The Pacing Will Test You
Here's where I have to be honest. Some listeners complained this book takes too long to get to the meat of the story, and... yeah. I get it. This is not a thriller that moves at thriller speed. It's a slow burn that requires your full attention.
If you're looking for background listening while you're doing med passes? This is not that book. If you're half-asleep on your commute? You'll miss the layers. This one demands focus.
I listened during a quiet night shift and then again on my drive home, and both times I had to rewind sections because the prose is so dense with meaning that if you zone out for thirty seconds, you've missed something. At four hours and nineteen minutes, it's not a huge time commitment, but it's an intense one.

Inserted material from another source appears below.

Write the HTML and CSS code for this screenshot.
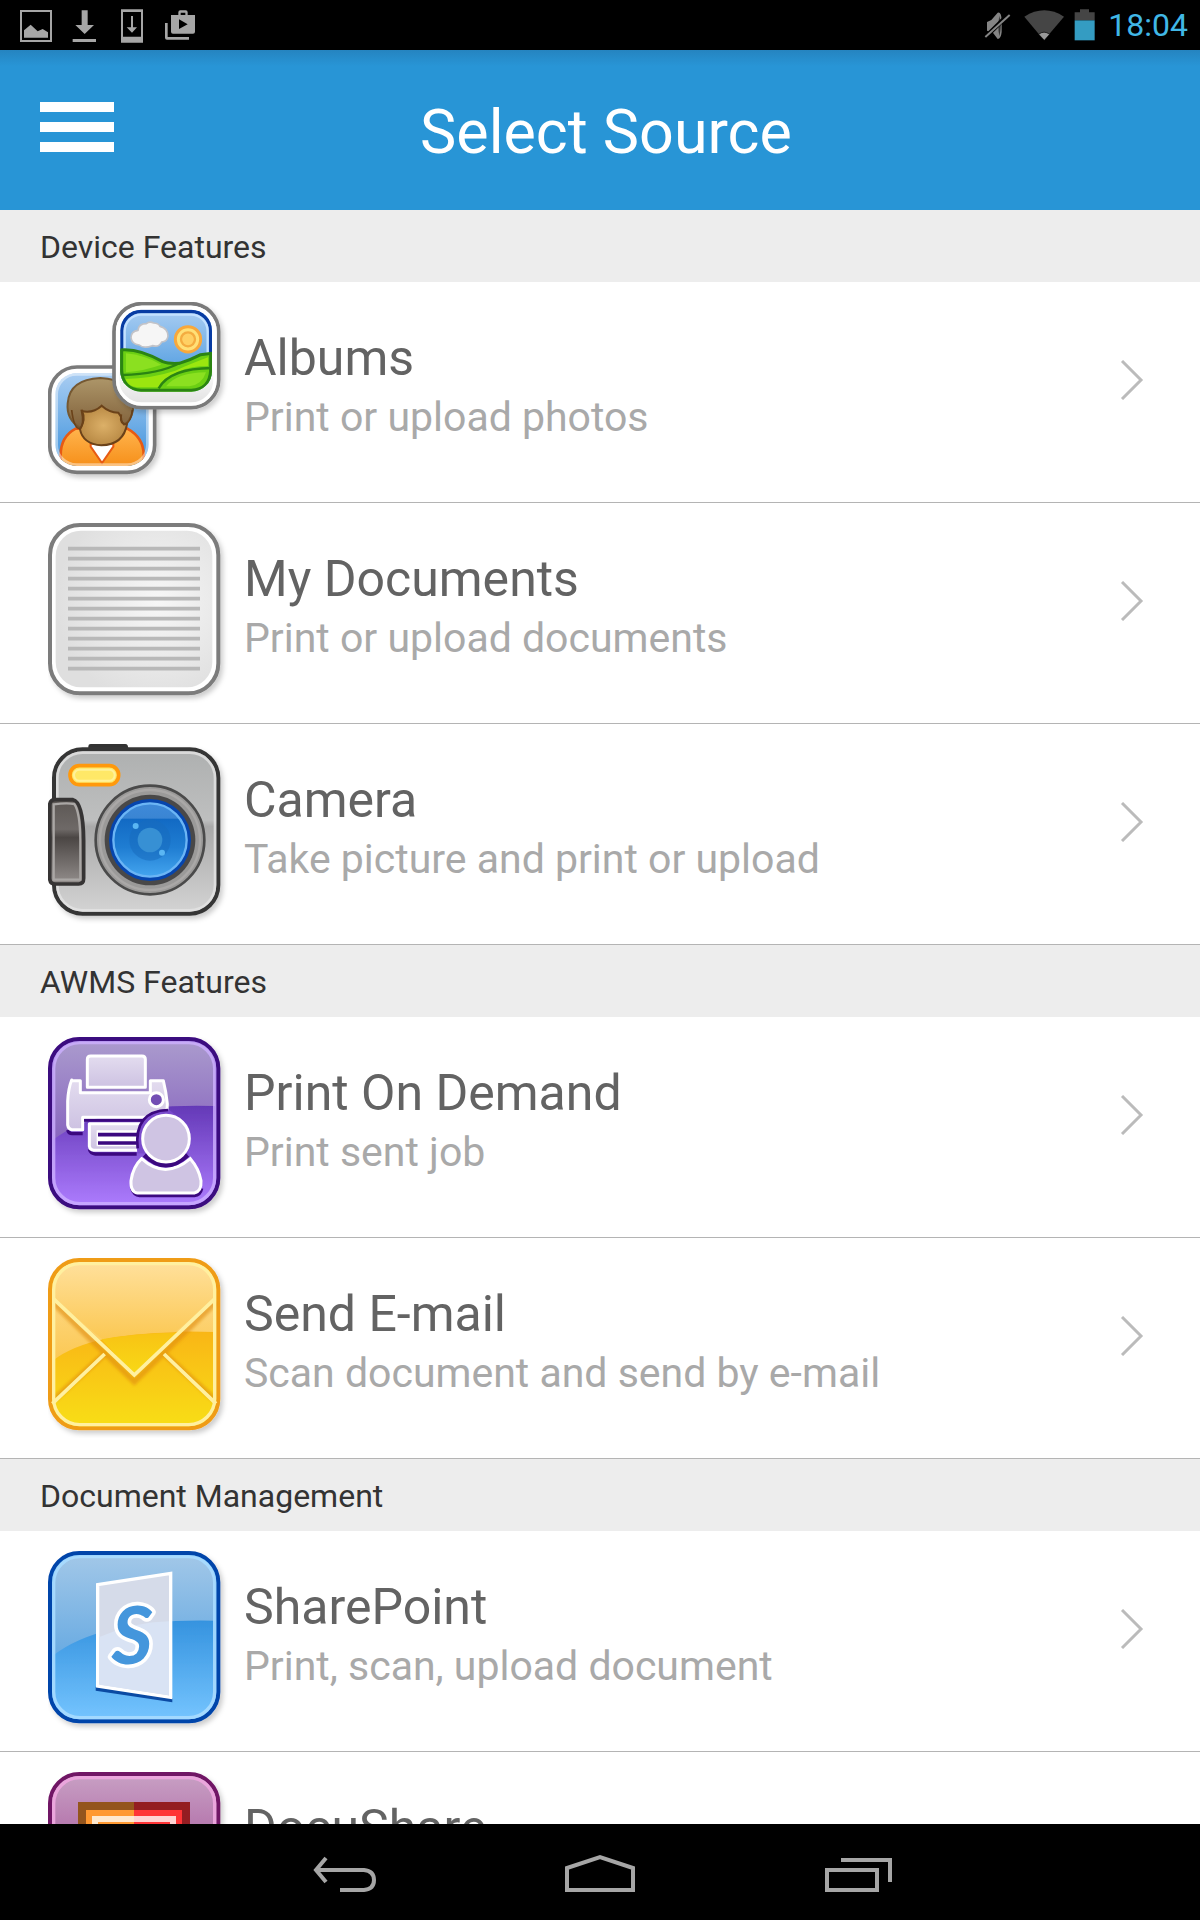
FILE: index.html
```html
<!DOCTYPE html>
<html lang="en">
<head>
<meta charset="utf-8">
<meta name="viewport" content="width=device-width, initial-scale=1">
<title>Select Source</title>
<link rel="stylesheet" href="styles.css">
</head>
<body>
<div class="status">
  <div class="status-left">
    <svg width="180" height="36" viewBox="54 18 540 108" fill="#a6a6a6" aria-hidden="true">
      <path d="M60 27h96v96H60zM66 33v84h84V33z" fill-rule="evenodd"/>
      <path d="M72 110V88l20-17 21 20 15-7 16 10v16z"/>
      <path d="M245 28h18v44h19l-28 27-28-27h19zM218 114h70v9h-70z"/>
      <path d="M363 25h66v100h-66zM369 33v74h54V33z" fill-rule="evenodd"/>
      <path d="M393 45h6v34h12l-15 16-16-16h13z"/>
      <path d="M495 66h8v42h64v8h-66q-6 0-6-6z"/>
      <path d="M513 42h22v-8q0-6 6-6h16q6 0 6 6v8h22v50q0 6-6 6h-60q-6 0-6-6zM542 42h14v-7h-14zM537 55v29l26-14z" fill-rule="evenodd"/>
    </svg>
  </div>
  <div class="status-right">
    <svg width="112" height="36" viewBox="250 20 336 108" aria-hidden="true">
      <path d="M259 65l13-6 19-22q10-5 12 20v38q-2 20-12 21l-13-17-19-8z" fill="#858585"/>
      <path d="M296 46q8 30 0 62q-6-30 0-62" fill="#333"/>
      <path d="M252 113l74-73" stroke="#000" stroke-width="13"/>
      <path d="M254 110l73-66" stroke="#858585" stroke-width="6"/>
      <path d="M371 49q60-38 119 0l-60 71z" fill="#454545"/>
      <path d="M414 102q16-13 33 0l-16 18z" fill="#999" stroke="#000" stroke-width="2"/>
      <path d="M522 36h16v-9h27v9h17v24h-60z" fill="#454545"/>
      <path d="M522 60h60v60h-60z" fill="#349cc2"/>
    </svg>
    <time class="clock">18:04</time>
  </div>
</div>

<header class="appbar">
  <button class="menu" type="button" aria-label="Menu"><span class="bar"></span><span class="bar"></span><span class="bar"></span></button>
  <h1 class="title">Select Source</h1>
</header>

<svg class="defs" width="0" height="0" aria-hidden="true">
  <defs>
    <filter id="shadow" x="-10%" y="-10%" width="125%" height="125%"><feDropShadow dx="8" dy="10" stdDeviation="8" flood-color="#000" flood-opacity=".2"/></filter>
    <filter id="soft" x="-10%" y="-10%" width="120%" height="120%"><feGaussianBlur stdDeviation="5"/></filter>
    <linearGradient id="sky" x1="0" y1="0" x2="0" y2="1"><stop offset="0" stop-color="#a9cdf2"/><stop offset="1" stop-color="#3d92dc"/></linearGradient>
    <linearGradient id="hair" x1="0" y1="0" x2="0" y2="1"><stop offset="0" stop-color="#ad9669"/><stop offset="1" stop-color="#80603a"/></linearGradient>
    <radialGradient id="face"><stop offset="0" stop-color="#dcb068"/><stop offset="1" stop-color="#b98a45"/></radialGradient>
    <linearGradient id="shirt" x1="0" y1="0" x2="0" y2="1"><stop offset="0" stop-color="#ffb44d"/><stop offset="1" stop-color="#f58a12"/></linearGradient>
    <linearGradient id="frame" x1="0" y1="0" x2="0" y2="1"><stop offset=".6" stop-color="#fff"/><stop offset="1" stop-color="#dedede"/></linearGradient>
    <radialGradient id="paper" cx=".65" cy=".45" r=".65"><stop offset="0" stop-color="#f7f7f7"/><stop offset="1" stop-color="#dfdfdf"/></radialGradient>
    <linearGradient id="body" x1="0" y1="0" x2="0" y2="1"><stop offset="0" stop-color="#aeb0b0"/><stop offset=".43" stop-color="#bebfbf"/><stop offset=".47" stop-color="#a9a9a9"/><stop offset="1" stop-color="#d4d4d4"/></linearGradient>
    <linearGradient id="grip" x1="0" y1="0" x2="0" y2="1"><stop offset="0" stop-color="#5c5754"/><stop offset=".35" stop-color="#6e6967"/><stop offset=".45" stop-color="#4b4644"/><stop offset="1" stop-color="#938e8c"/></linearGradient>
    <linearGradient id="lens" x1="0" y1="0" x2="0" y2="1"><stop offset="0" stop-color="#3f8ad9"/><stop offset=".2" stop-color="#3a85d3"/><stop offset=".22" stop-color="#126ac4"/><stop offset=".6" stop-color="#1f7dd2"/><stop offset="1" stop-color="#44a5ef"/></linearGradient>
    <linearGradient id="violet" x1="0" y1="0" x2="0" y2="1"><stop offset=".38" stop-color="#6237b5"/><stop offset="1" stop-color="#ae7dff"/></linearGradient>
    <linearGradient id="violetTop" x1="0" y1="0" x2="0" y2="1"><stop offset="0" stop-color="#aa9acd"/><stop offset="1" stop-color="#8866bf"/></linearGradient>
    <linearGradient id="sheet" x1="0" y1="0" x2="0" y2="1"><stop offset="0" stop-color="#e3dcef"/><stop offset="1" stop-color="#cdc2e2"/></linearGradient>
    <linearGradient id="gold" x1="0" y1="0" x2="0" y2="1"><stop offset=".4" stop-color="#f9b413"/><stop offset="1" stop-color="#f8df15"/></linearGradient>
    <linearGradient id="goldTop" x1="0" y1="0" x2="0" y2="1"><stop offset="0" stop-color="#ffe09b"/><stop offset="1" stop-color="#fbc853"/></linearGradient>
    <linearGradient id="flapTip" x1="0" y1="0" x2="0" y2="1"><stop offset="0" stop-color="#f8c314"/><stop offset="1" stop-color="#f8d916"/></linearGradient>
    <linearGradient id="azure" x1="0" y1="0" x2="0" y2="1"><stop offset=".38" stop-color="#3391de"/><stop offset="1" stop-color="#76c5ff"/></linearGradient>
    <linearGradient id="azureTop" x1="0" y1="0" x2="0" y2="1"><stop offset="0" stop-color="#a1c7e8"/><stop offset="1" stop-color="#69abe2"/></linearGradient>
    <linearGradient id="plum" x1="0" y1="0" x2="0" y2="1"><stop offset="0" stop-color="#c8a0c4"/><stop offset="1" stop-color="#8f247f"/></linearGradient>
  </defs>
</svg>

<main class="sources">
  <section>
    <h2 class="group">Device Features</h2>
    <a class="row" href="#albums">
      <svg class="icon" viewBox="54 51 540 540" aria-hidden="true">
        <rect x="59" y="246" width="315" height="316" rx="82" fill="#fff" stroke="#7a7a7a" stroke-width="11" filter="url(#shadow)"/>
        <clipPath id="portrait"><rect x="76" y="264" width="280" height="279" rx="65"/></clipPath>
        <g clip-path="url(#portrait)">
          <path d="M76 264h280v279H76z" fill="url(#sky)"/>
          <path d="M92 560v-50q0-55 45-79h155q49 27 49 79v50z" fill="url(#shirt)" stroke="#e75a13" stroke-width="8"/>
          <path d="M182 485l34 49 34-49v-9h-68z" fill="#fff" stroke="#e75a13" stroke-width="6"/>
          <path d="M152 430q-44-27-39-75 5-72 98-76 94 4 99 76 2 48-38 75z" fill="url(#hair)" stroke="#755832" stroke-width="6"/>
          <path d="M150 433q14-18 5-55 34 8 60-16 22 20 50 21l8 12q-4 23 18 22-10 62-77 64-55-4-64-48z" fill="url(#face)" stroke="#6b4219" stroke-width="6"/>
          <path d="M125 375q7 58 25 56 20-26 5-57M307 375q-3 38-25 44-11-12-8-31" fill="none" stroke="#6b4219" stroke-width="5"/>
          <rect x="80" y="268" width="272" height="271" rx="60" fill="none" stroke="#fff" stroke-opacity=".45" stroke-width="8"/>
        </g>
        <rect x="252" y="56" width="314" height="312" rx="84" fill="url(#frame)" stroke="#7a7a7a" stroke-width="11" filter="url(#shadow)"/>
        <rect x="263" y="67" width="292" height="290" rx="72" fill="none" stroke="#fff" stroke-width="10"/>
        <clipPath id="view"><rect x="271" y="74" width="275" height="246" rx="62"/></clipPath>
        <g clip-path="url(#view)">
          <path d="M271 74h275v246H271z" fill="url(#sky)"/>
          <rect x="275" y="79" width="267" height="260" rx="58" fill="none" stroke="#083ca3" stroke-width="11"/>
          <rect x="284" y="89" width="249" height="250" rx="50" fill="none" stroke="#c3e1ff" stroke-width="7"/>
          <path d="M303 158q0-20 21-22 2-20 25-20 9-8 22-2 14 0 19 10 24 6 24 29-2 17-19 18-8 17-28 11-26 10-39-2-23-2-25-22z" fill="#f6f6f6" stroke="#c2c3c8" stroke-width="5"/>
          <circle cx="474" cy="163" r="38" fill="#ffe077" stroke="#f8a83c" stroke-width="9"/>
          <circle cx="474" cy="163" r="21" fill="#ffd064" stroke="#f4ac40" stroke-width="7"/>
          <path d="M268 195q57-7 130 35 17 7 50 5 34-10 64-26l40-5v130H268z" fill="#6bcf13" stroke="#2b8413" stroke-width="9"/>
          <path d="M288 205q55 5 106 34-50 18-106 23z" fill="#8be020"/>
          <path d="M286 282q80-2 150-25 40-18 98-40v26q-100 0-148 64h-64q-28-2-36-25z" fill="#9be60f"/>
          <path d="M408 304q34-42 120-42-12 38-50 42z" fill="#8be020"/>
          <path d="M277 270q110-3 174-37" fill="none" stroke="#2b8413" stroke-width="7"/>
          <path d="M386 310q33-60 160-61" fill="none" stroke="#2b8413" stroke-width="7"/>
          <path d="M275 195v59q2 60 58 62h151q56-2 58-62v-49" fill="none" stroke="#2b8413" stroke-width="9"/>
        </g>
      </svg>
      <span class="text"><span class="name">Albums</span><span class="note">Print or upload photos</span></span>
      <svg class="chevron" viewBox="0 0 24 40" aria-hidden="true"><path d="M2 1l19 19L2 39"/></svg>
    </a>
    <a class="row" href="#documents">
      <svg class="icon" viewBox="54 54 540 540" aria-hidden="true">
        <rect x="60" y="60" width="505" height="505" rx="90" fill="#fff" stroke="#7b7b7b" stroke-width="12" filter="url(#shadow)"/>
        <rect x="77" y="77" width="470" height="470" rx="76" fill="url(#paper)"/>
        <path d="M114 131h396M114 161h396M114 191h396M114 221h396M114 251h396M114 281h396M114 311h396M114 341h396M114 371h396M114 401h396M114 431h396M114 461h396M114 491h396" stroke="#b8b8b8" stroke-width="11"/>
      </svg>
      <span class="text"><span class="name">My Documents</span><span class="note">Print or upload documents</span></span>
      <svg class="chevron" viewBox="0 0 24 40" aria-hidden="true"><path d="M2 1l19 19L2 39"/></svg>
    </a>
    <a class="row" href="#camera">
      <svg class="icon" viewBox="54 57 540 540" aria-hidden="true">
        <path d="M175 76V64q0-7 7-7h104q9 0 9 16v3z" fill="#333"/>
        <rect x="72" y="73" width="493" height="493" rx="86" fill="url(#body)" stroke="#343434" stroke-width="12" filter="url(#shadow)"/>
        <rect x="82" y="83" width="473" height="473" rx="76" fill="none" stroke="#e3e3e3" stroke-opacity=".8" stroke-width="8"/>
        <rect x="120" y="122" width="146" height="57" rx="28" fill="#ffe867" stroke="#ff990c" stroke-width="11"/>
        <rect x="132" y="134" width="122" height="33" rx="16" fill="none" stroke="#fff29a" stroke-width="6"/>
        <circle cx="360" cy="345" r="163" fill="#9b9a99" stroke="#4a4a4a" stroke-width="8"/>
        <circle cx="360" cy="345" r="150" fill="none" stroke="#aaa8a7" stroke-width="7"/>
        <circle cx="360" cy="345" r="136" fill="#494848"/>
        <circle cx="360" cy="345" r="123" fill="#0645ad"/>
        <circle cx="360" cy="345" r="110" fill="url(#lens)" stroke="#6bb5f5" stroke-width="7"/>
        <circle cx="360" cy="345" r="62" fill="#176bbd" fill-opacity=".55"/>
        <circle cx="360" cy="345" r="37" fill="#3790d4"/>
        <circle cx="317" cy="303" r="9" fill="#5ab6f3"/><circle cx="396" cy="383" r="9" fill="#5ab6f3"/>
        <path d="M59 239q2-15 16-15h54q31 7 32 122v114q0 17-15 17H76q-16 0-17-17z" fill="url(#grip)" stroke="#363434" stroke-width="11"/>
        <path d="M71 238q40-5 62-1 17 24 18 109v118H71z" fill="none" stroke="#aaa7a5" stroke-width="7"/>
      </svg>
      <span class="text"><span class="name">Camera</span><span class="note">Take picture and print or upload</span></span>
      <svg class="chevron" viewBox="0 0 24 40" aria-hidden="true"><path d="M2 1l19 19L2 39"/></svg>
    </a>
  </section>
  <section>
    <h2 class="group">AWMS Features</h2>
    <a class="row" href="#print">
      <svg class="icon" viewBox="54 51 540 540" aria-hidden="true">
        <rect x="60" y="57" width="505" height="505" rx="88" fill="url(#violet)" stroke="#3b087f" stroke-width="12" filter="url(#shadow)"/>
        <path d="M70 359V144q4-74 78-78h329q74 4 78 78v114q-340-10-485 101z" fill="url(#violetTop)"/>
        <rect x="71" y="68" width="483" height="483" rx="78" fill="none" stroke="#cdb0ff" stroke-opacity=".8" stroke-width="10"/>
        <path d="M113 330q4 12 15 11h30M178 388q4 13 18 14h124M305 505q6 20 24 22h164q18-2 22-22" fill="none" stroke="#3b087f" stroke-width="10"/>
        <g fill="url(#sheet)" stroke="#fff" stroke-width="9" stroke-linejoin="round">
          <path d="M125 182h26v36h210v-36h39q8 32 12 70l-2 40H158v37h-33q-10-2-12-14v-72q2-38 12-63z"/>
          <path d="M172 202v-84q0-10 10-10h154q10 0 10 10v84z"/>
          <path d="M178 311v68q2 11 13 12h150v-80z"/>
        </g>
        <path d="M162 301h190" stroke="#3b087f" stroke-width="8"/>
        <path d="M200 331h140v48H200z" fill="#fff"/>
        <path d="M204 344h136M204 369h136" stroke="#3b087f" stroke-width="11"/>
        <circle cx="379" cy="239" r="21" fill="#734eb4" stroke="#fff" stroke-width="9"/>
        <path d="M322 400q-8-56 9-84 30-50 84-48l60 46v90z" fill="#7a4bcc"/>
        <path d="M323 385q-12-112 91-115" fill="none" stroke="#3b087f" stroke-width="8"/>
        <path d="M335 416q70 64 146 0 26 30 32 66 2 33-20 37H322q-21-3-19-37 6-42 32-66z" fill="#cfc4e3" stroke="#fff" stroke-width="9"/>
        <path d="M346 402q62 58 124 0" fill="none" stroke="#3b087f" stroke-width="22"/>
        <circle cx="408" cy="356" r="70" fill="#cfc4e3" stroke="#fff" stroke-width="9"/>
      </svg>
      <span class="text"><span class="name">Print On Demand</span><span class="note">Print sent job</span></span>
      <svg class="chevron" viewBox="0 0 24 40" aria-hidden="true"><path d="M2 1l19 19L2 39"/></svg>
    </a>
    <a class="row" href="#email">
      <svg class="icon" viewBox="54 54 540 540" aria-hidden="true">
        <rect x="60" y="60" width="505" height="505" rx="88" fill="url(#gold)" stroke="#ef9c19" stroke-width="12" filter="url(#shadow)"/>
        <path d="M70 361V146q4-76 78-78h329q74 4 78 78v130q-360-12-485 85z" fill="url(#goldTop)"/>
        <path d="M70 188l243 237 242-237M74 476l152-136M551 476L401 340" fill="none" stroke="#df8b10" stroke-width="18" opacity=".6" filter="url(#soft)"/>
        <path d="M70 176l147 122q96-18 217-21L555 176v-30q-4-74-78-78H148q-74 4-78 78z" fill="url(#goldTop)"/>
        <path d="M215 298l98 107 130-127q-120 0-228 20z" fill="url(#flapTip)"/>
        <rect x="71" y="71" width="483" height="483" rx="78" fill="none" stroke="#fff0a0" stroke-width="10"/>
        <path d="M70 176l243 229 242-229M67 491l157-149M558 491L402 342" fill="none" stroke="#fff0a0" stroke-width="11"/>
      </svg>
      <span class="text"><span class="name">Send E-mail</span><span class="note">Scan document and send by e-mail</span></span>
      <svg class="chevron" viewBox="0 0 24 40" aria-hidden="true"><path d="M2 1l19 19L2 39"/></svg>
    </a>
  </section>
  <section>
    <h2 class="group">Document Management</h2>
    <a class="row" href="#sharepoint">
      <svg class="icon" viewBox="54 48 540 540" aria-hidden="true">
        <rect x="60" y="54" width="505" height="505" rx="88" fill="url(#azure)" stroke="#0645aa" stroke-width="12" filter="url(#shadow)"/>
        <path d="M70 361V141q4-74 78-78h329q74 4 78 78v116q-340-8-485 104z" fill="url(#azureTop)"/>
        <rect x="71" y="65" width="483" height="483" rx="78" fill="none" stroke="#a8dcff" stroke-opacity=".9" stroke-width="10"/>
        <path d="M197 455l230 34v13l-230-35z" fill="#0b4aa3"/>
        <path d="M203 149l219-34v372l-219-34z" fill="#d5dbe9" stroke="#fff" stroke-width="10"/>
        <path d="M208 306q100-44 209-47v222l-209-32z" fill="#d9e3f4"/>
        <text class="share-letter" x="306" y="388" text-anchor="middle">S</text>
      </svg>
      <span class="text"><span class="name">SharePoint</span><span class="note">Print, scan, upload document</span></span>
      <svg class="chevron" viewBox="0 0 24 40" aria-hidden="true"><path d="M2 1l19 19L2 39"/></svg>
    </a>
    <a class="row" href="#docushare">
      <svg class="icon" viewBox="54 96 540 540" aria-hidden="true">
        <rect x="60" y="102" width="505" height="505" rx="88" fill="url(#plum)" stroke="#701465" stroke-width="12" filter="url(#shadow)"/>
        <rect x="71" y="113" width="483" height="483" rx="78" fill="none" stroke="#eaa5dc" stroke-width="10"/>
        <path d="M144 186h168v336H144z" fill="#94551d"/><path d="M312 186h168v336H312z" fill="#941d22"/>
        <path d="M168 210h144v288H168z" fill="#ff9932"/><path d="M312 210h144v288H312z" fill="#ff3436"/>
        <path d="M186 228h126v252H186z" fill="#ffe9cf"/><path d="M312 228h126v252H312z" fill="#ffd3d3"/>
        <path d="M204 246h108v216H204z" fill="#ff9932"/><path d="M312 246h108v216H312z" fill="#ff3436"/>
      </svg>
      <span class="text"><span class="name">DocuShare</span></span>
    </a>
  </section>
</main>

<nav class="navbar" aria-label="System">
  <button class="key" type="button" aria-label="Back"><svg width="72" height="40" viewBox="0 0 72 40"><path d="M34 34h24q10-1 10-10t-10-10H10M20 2l-10 12 10 12"/></svg></button>
  <button class="key" type="button" aria-label="Home"><svg width="72" height="40" viewBox="0 0 72 40"><path d="M3 34V12L36 1l33 11v22z"/></svg></button>
  <button class="key" type="button" aria-label="Recent apps"><svg width="72" height="40" viewBox="0 0 72 40"><path d="M5 14h50v20H5zM19 4h49v22"/></svg></button>
</nav>
</body>
</html>
```
FILE: styles.css
```css
* { box-sizing: border-box; }
body {
  margin: 0;
  height: 100vh;
  display: flex;
  flex-direction: column;
  background: #fff;
  font-family: Roboto, "Liberation Sans", sans-serif;
}
button { padding: 0; border: 0; background: none; }
svg { display: block; flex: none; }
h1, h2 { margin: 0; font-weight: 400; }
.defs { position: absolute; }

.status {
  flex: none;
  display: flex;
  justify-content: space-between;
  align-items: center;
  height: 50px;
  padding: 0 12px 0 18px;
  background: #000;
}
.status-right { display: flex; align-items: center; gap: 12px; }
.clock { font-size: 32px; line-height: 48px; color: #41b7e6; }

.appbar {
  flex: none;
  display: grid;
  grid-template-columns: 88px 1fr 76px;
  align-items: center;
  height: 160px;
  padding: 0 32px;
  background: linear-gradient(#2584c0, #2895d6 16px);
}
.menu {
  display: flex;
  flex-direction: column;
  gap: 10px;
  width: 90px;
  padding: 0 8px 6px;
}
.bar { height: 10px; background: #fff; }
.title {
  padding-top: 4px;
  font-size: 61px;
  line-height: 72px;
  text-align: center;
  color: #fff;
}

.sources { flex: 1; min-height: 0; overflow: hidden; }
.group {
  padding: 2px 40px 0;
  font-size: 32px;
  line-height: 70px;
  color: #333;
  background: #ededed;
}
.row {
  display: flex;
  align-items: flex-start;
  gap: 16px;
  padding: 20px 56px 20px 48px;
  border-bottom: 1px solid #b4b4b4;
  color: #636363;
  text-decoration: none;
}
.icon { width: 180px; height: 180px; }
.text { flex: 1; padding-top: 24px; }
.name, .note { display: block; }
.name { font-size: 50px; line-height: 64px; }
.note { font-size: 41px; line-height: 54px; color: #a9a9a9; }
.chevron {
  width: 24px;
  height: 40px;
  margin-top: 58px;
  fill: none;
  stroke: #bbb;
  stroke-width: 3;
}
.share-letter {
  font: italic 700 240px Lato, sans-serif;
  fill: #4496dc;
  stroke: #fff;
  stroke-width: 22px;
  stroke-linejoin: round;
  paint-order: stroke;
}

.navbar {
  flex: none;
  display: flex;
  justify-content: center;
  align-items: flex-start;
  gap: 186px;
  height: 96px;
  padding-top: 32px;
  background: #000;
}
.key svg { overflow: visible; fill: none; stroke: #a6a6a6; stroke-width: 4; }
```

Compared to Hunter's debut The End We Start From, this has the same mythical, maternal undercurrents, but it's darker. More visceral. More willing to sit in the uncomfortable spaces of a marriage that's rotting from the inside.
Who This Is For (And Who Should Run)
This is for readers who want their contemporary fiction with teeth. Who don't mind ambiguity. Who appreciate prose that makes you hit that 30-second rewind button because the sentences are that good.
Skip this if you need clear resolutions, if you want likeable characters, or if you're looking for something light. The content warnings are real: infidelity, emotional violence, some graphic imagery. This book isn't interested in making you comfortable.
My mom would probably hate this one. She likes her stories with clear morals and happy endings. This has neither.
Clocking Out
Carlos asked why I was so quiet when I got home that morning. I blamed being tired, but really I was still processing. This book doesn't let you go easily. It's the kind of story that makes you think about your own marriage, your own capacity for transformation - or destruction. A Tale of Two Cities had that same lingering effect on me - different era, different stakes, but the same exploration of what people become when pushed to their limits.
Clare Corbett's narration elevates already exceptional prose into something almost hypnotic. The pacing requires patience, but if you're willing to give it your full attention, The Harpy delivers something genuinely different. Not comfortable. Not easy. But unforgettable.
Perfect for that post-shift decompression when you need something that matches the strange, liminal energy of 4 AM. Just maybe don't start it on a night when you're already feeling unsettled.